A Straightness Error Compensation System for Topography Measurement Based on Thin Film Interferometry

Abstract

Straightness error compensation is a critical process for high-accuracy topography measurement. In this paper, a straightness measurement system was presented based on the principle of fringe interferometry. This system consisted of a moving optical flat and a stationary prism placed close to each other. With a properly aligned incident light beam, the air wedge between the optical flat and the prism would generate the interferogram, which was captured by a digital camera. When the optical flat was moving with the motion stage, the variation in air wedge thickness due to the imperfect straightness of the guideway would lead to a phase shift of the interferogram. The phase shift could be calculated, and the air wedge thickness could be measured accordingly using the image processing algorithm developed in-house.
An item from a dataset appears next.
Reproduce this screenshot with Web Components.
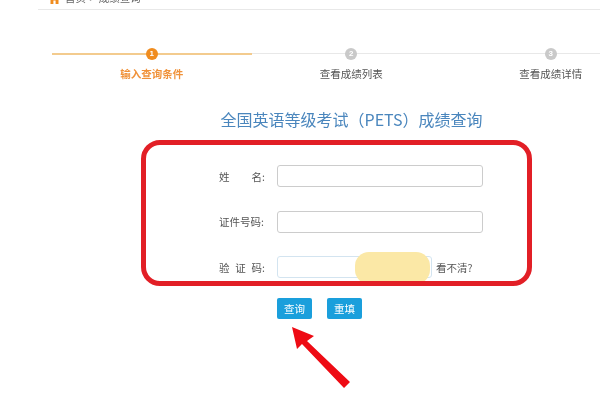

This air wedge thickness was directly correlated with the straightness of the motion stage. A commercial confocal sensor was employed as the reference system. Experimental results showed that the repeatability of the proposed film interferometer represented by σ was within 25 nm. The measurement deviation between the film interferometer and the reference confocal sensor was within ±0.1 µm. Compared with other interferometric straightness measurement technologies, the presented methodology was featured by a simplified design and good environment robustness. The presented system could potentially be able to measure straightness in both linear and angular values, and the main focus was to analyze its linear value measurement capability.